*WORK TO COMPLETE*.
Scan the lines below for the word "page". Copy each line you find it in.

*COLLECTED MATERIAL*.
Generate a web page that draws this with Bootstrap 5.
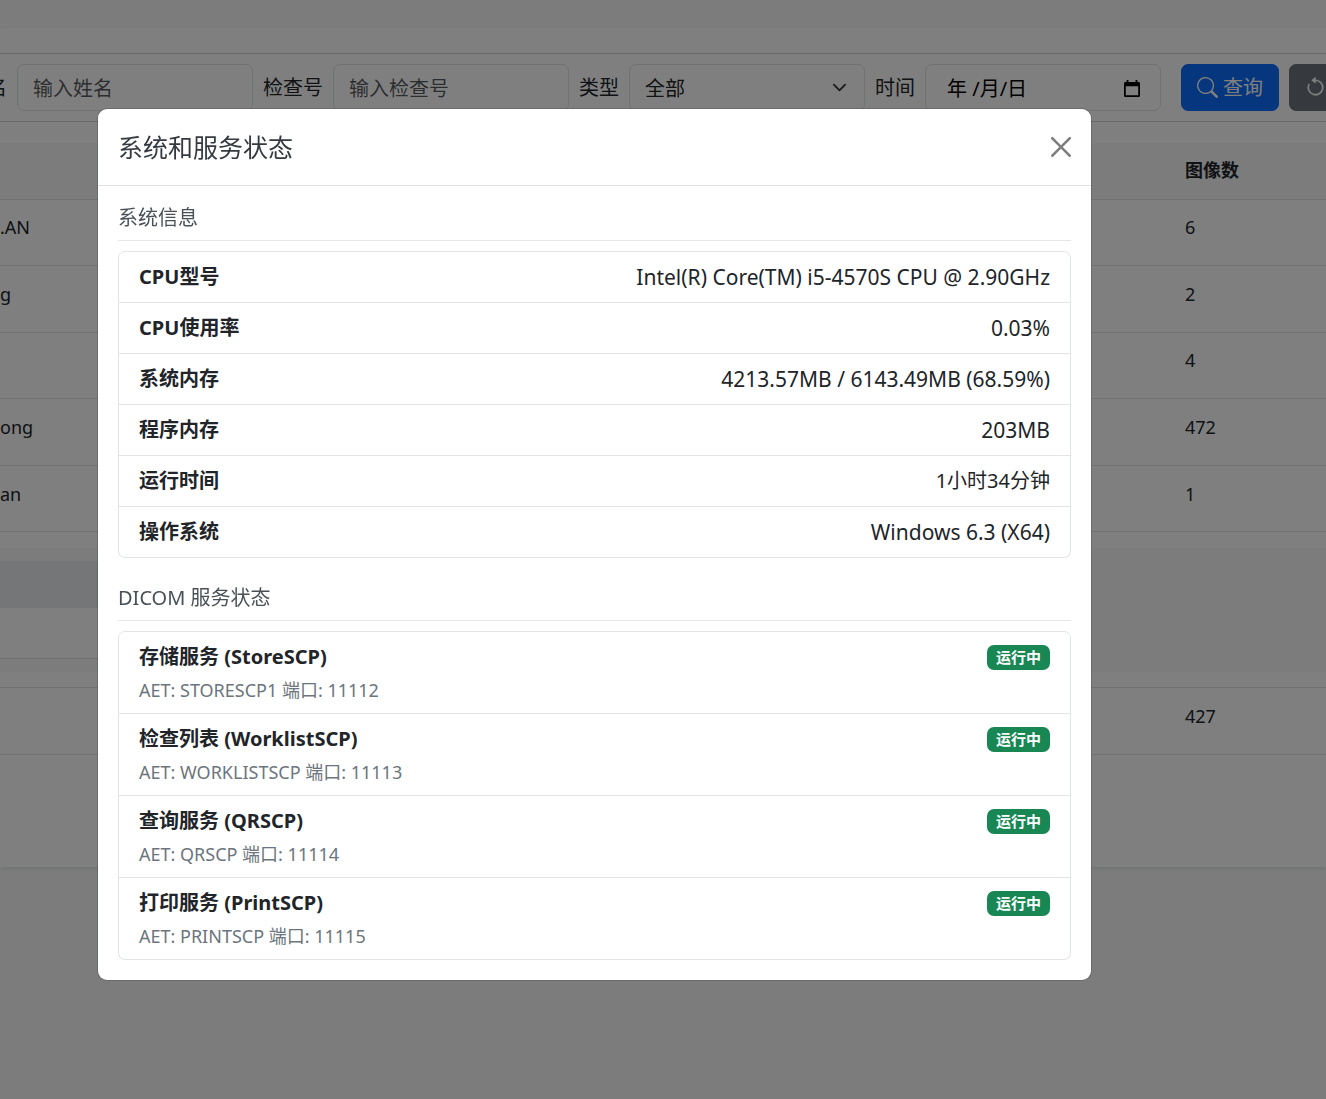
<!DOCTYPE html>
<html lang="zh-CN">
<head>
<meta charset="utf-8">
<meta name="viewport" content="width=device-width, initial-scale=1">
<title>系统和服务状态</title>
<link href="https://cdn.jsdelivr.net/npm/bootstrap@5.3.0/dist/css/bootstrap.min.css" rel="stylesheet">
<style>
  :root { font-size: 20px; }
  body {
    font-family: "Noto Sans", "Noto Sans CJK SC", sans-serif;
    font-size: 20px; line-height: 30px; background: #f8f9fa; overflow: hidden;
  }
  .page-wrap { overflow: hidden; }
  .study-card { margin-top: 28px; padding: 25px 0 112px; background: #fff; box-shadow: 0 2px 5px rgba(0,0,0,.09); }
  .filter-bar { padding: 10px 0; gap: 10px; margin-left: -13px; }
  .filter-wrap { border-top: 1px solid #d0d2d4; border-bottom: 1px solid #d0d2d4; margin-bottom: 21px; }
  .filter-bar > * { flex: none; }
  .filter-bar .form-control, .filter-bar .form-select {
    width: 236px; height: 47px; padding: 8px 15px 6px; border-radius: 7px; font-size: 20px; line-height: 30px;
  }
  .filter-bar .form-select { background-size: 19px 15px; background-position: right 15px center; }
  .filter-bar .btn { height: 47px; padding: 7px 15px; border-radius: 7px; line-height: 30px; gap: 5px; }
  .date-box input { padding: 0 0 0 6px; line-height: 30px; min-width: 0; outline: 0; }
  .study-table { height: 612px; font-size: 18px; line-height: 27px; }
  .study-table th, .study-table td { padding: 0 10px 9px 0; vertical-align: middle; }
  .study-table thead th { padding-bottom: 0; height: 56px; background: #f8f9fa; }
  .study-table th:last-child { width: 141px; }
  .study-table .detail-cell { padding: 16px 0 15px; height: 155px; }
  .detail-panel { background: #f8f9fa; padding: 13px 0; }
  .series-head { height: 47px; background: #e9ecef; }
  .series-body { height: 51px; background: #fff; border-bottom: 1px solid #dee2e6; }
  .series-list { width: 75%; }
  .status-modal .modal-dialog { margin: 109px 0 0 98px; max-width: 993px; }
  .status-modal .modal-content { border-radius: 9px; border-width: 0; box-shadow: 0 0 0 1px rgba(0,0,0,.15); }
  .status-modal .modal-header { padding: 20px; }
  .status-modal .modal-title { font-size: 25px; line-height: 36px; font-weight: 400; color: #343a40; }
  .status-modal .modal-body { padding: 20px; }
  .section-title { font-size: 20px; line-height: 24px; font-weight: 400; padding-bottom: 10px; margin-bottom: 10px; border-bottom: 1px solid #e4e7ea; color: #495057; }
  .info-list { margin-bottom: 28px; }
  .latin-value { font-size: 21px; }
  .status-modal .list-group { --bs-list-group-border-radius: 7px; }
  .status-modal .list-group-item { padding: 10px 20px; border-color: #e2e5e8; }
  .status-modal .service-note { font-size: 18px; line-height: 26px; margin-top: 5px; color: #6c757d; }
  .status-modal .badge { font-size: 15px; line-height: 15px; padding: 5px 9px; border-radius: 7px; }
</style>
</head>
<body>
<div class="page-wrap pb-5">
  <main class="study-card">
    <div class="filter-wrap">
      <form class="filter-bar d-flex align-items-center">
        <label for="patientName">名</label>
        <input id="patientName" class="form-control" type="text" placeholder="输入姓名">
        <label for="accession">检查号</label>
        <input id="accession" class="form-control" type="text" placeholder="输入检查号">
        <label for="modality">类型</label>
        <select id="modality" class="form-select"><option>全部</option></select>
        <label for="studyDate">时间</label>
        <div class="form-control date-box d-flex align-items-center me-2">
          <input id="studyDate" class="border-0 bg-transparent flex-grow-1" type="text" value="年 /月/日">
          <svg class="flex-shrink-0 me-1" width="16" height="18" viewBox="0 0 18 20" aria-hidden="true"><path fill="#000" fill-rule="evenodd" d="M3 0h2v2h8V0h2v2h1.500q1.500 0 1.500 1.500v14q0 1.500-1.500 1.500h-15Q0 19 0 17.500v-14Q0 2 1.500 2H3zM2 7v10h14V7z"/></svg>
        </div>
        <button type="submit" class="btn btn-primary d-flex align-items-center">
          <svg width="21" height="21" viewBox="0 0 16 16" fill="currentColor" aria-hidden="true"><path d="M11.742 10.344a6.500 6.500 0 1 0-1.397 1.398h-.001c.03.04.062.078.098.115l3.850 3.850a1 1 0 0 0 1.415-1.414l-3.850-3.850a1.007 1.007 0 0 0-.115-.1zM12 6.500a5.500 5.500 0 1 1-11 0 5.500 5.500 0 0 1 11 0z"/></svg>
          查询
        </button>
        <button type="reset" class="btn btn-secondary d-flex align-items-center pe-5" aria-label="重置">
          <svg width="21" height="21" viewBox="0 0 16 16" fill="currentColor" stroke="currentColor" stroke-width=".3" aria-hidden="true"><path fill-rule="evenodd" d="M8 3a5 5 0 1 1-4.546 2.914.5.5 0 0 0-.908-.417A6 6 0 1 0 8 2v1z"/><path d="M8 4.466V.534a.25.25 0 0 0-.41-.192L5.230 2.308a.25.25 0 0 0 0 .384l2.360 1.966A.25.25 0 0 0 8 4.466z"/></svg>
        </button>
      </form>
    </div>
    <table class="table study-table mb-0">
      <thead><tr><th></th><th>图像数</th></tr></thead>
      <tbody>
        <tr><td>.AN</td><td>6</td></tr>
        <tr><td>g</td><td>2</td></tr>
        <tr><td></td><td>4</td></tr>
        <tr><td>ong</td><td>472</td></tr>
        <tr><td>an</td><td>1</td></tr>
        <tr><td colspan="2" class="detail-cell">
          <div class="detail-panel"><div class="series-list"><div class="series-head"></div><div class="series-body"></div></div></div>
        </td></tr>
        <tr><td></td><td>427</td></tr>
      </tbody>
    </table>
  </main>
</div>

<div class="modal-backdrop show"></div>
<div class="modal status-modal d-block" tabindex="-1" role="dialog" aria-modal="true" aria-labelledby="statusTitle">
  <div class="modal-dialog">
    <div class="modal-content">
      <div class="modal-header">
        <h5 class="modal-title" id="statusTitle">系统和服务状态</h5>
        <button type="button" class="btn-close" data-bs-dismiss="modal" aria-label="关闭"></button>
      </div>
      <div class="modal-body">
        <h6 class="section-title">系统信息</h6>
        <ul class="list-group info-list">
          <li class="list-group-item d-flex justify-content-between"><strong>CPU型号</strong><span class="latin-value">Intel(R) Core(TM) i5-4570S CPU @ 2.90GHz</span></li>
          <li class="list-group-item d-flex justify-content-between"><strong>CPU使用率</strong><span class="latin-value">0.03%</span></li>
          <li class="list-group-item d-flex justify-content-between"><strong>系统内存</strong><span class="latin-value">4213.57MB / 6143.49MB (68.59%)</span></li>
          <li class="list-group-item d-flex justify-content-between"><strong>程序内存</strong><span class="latin-value">203MB</span></li>
          <li class="list-group-item d-flex justify-content-between"><strong>运行时间</strong><span>1小时34分钟</span></li>
          <li class="list-group-item d-flex justify-content-between"><strong>操作系统</strong><span class="latin-value">Windows 6.3 (X64)</span></li>
        </ul>
        <h6 class="section-title">DICOM 服务状态</h6>
        <ul class="list-group">
          <li class="list-group-item">
            <div class="d-flex justify-content-between align-items-center"><strong>存储服务 (StoreSCP)</strong><span class="badge text-bg-success">运行中</span></div>
            <div class="service-note">AET: STORESCP1 端口: 11112</div>
          </li>
          <li class="list-group-item">
            <div class="d-flex justify-content-between align-items-center"><strong>检查列表 (WorklistSCP)</strong><span class="badge text-bg-success">运行中</span></div>
            <div class="service-note">AET: WORKLISTSCP 端口: 11113</div>
          </li>
          <li class="list-group-item">
            <div class="d-flex justify-content-between align-items-center"><strong>查询服务 (QRSCP)</strong><span class="badge text-bg-success">运行中</span></div>
            <div class="service-note">AET: QRSCP 端口: 11114</div>
          </li>
          <li class="list-group-item">
            <div class="d-flex justify-content-between align-items-center"><strong>打印服务 (PrintSCP)</strong><span class="badge text-bg-success">运行中</span></div>
            <div class="service-note">AET: PRINTSCP 端口: 11115</div>
          </li>
        </ul>
      </div>
    </div>
  </div>
</div>
<script src="https://cdn.jsdelivr.net/npm/bootstrap@5.3.0/dist/js/bootstrap.bundle.min.js"></script>
</body>
</html>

*ANSWER TO THE EXERCISE*.
Generate a web page that draws this with Bootstrap 5.
  .page-wrap { overflow: hidden; }
<div class="page-wrap pb-5">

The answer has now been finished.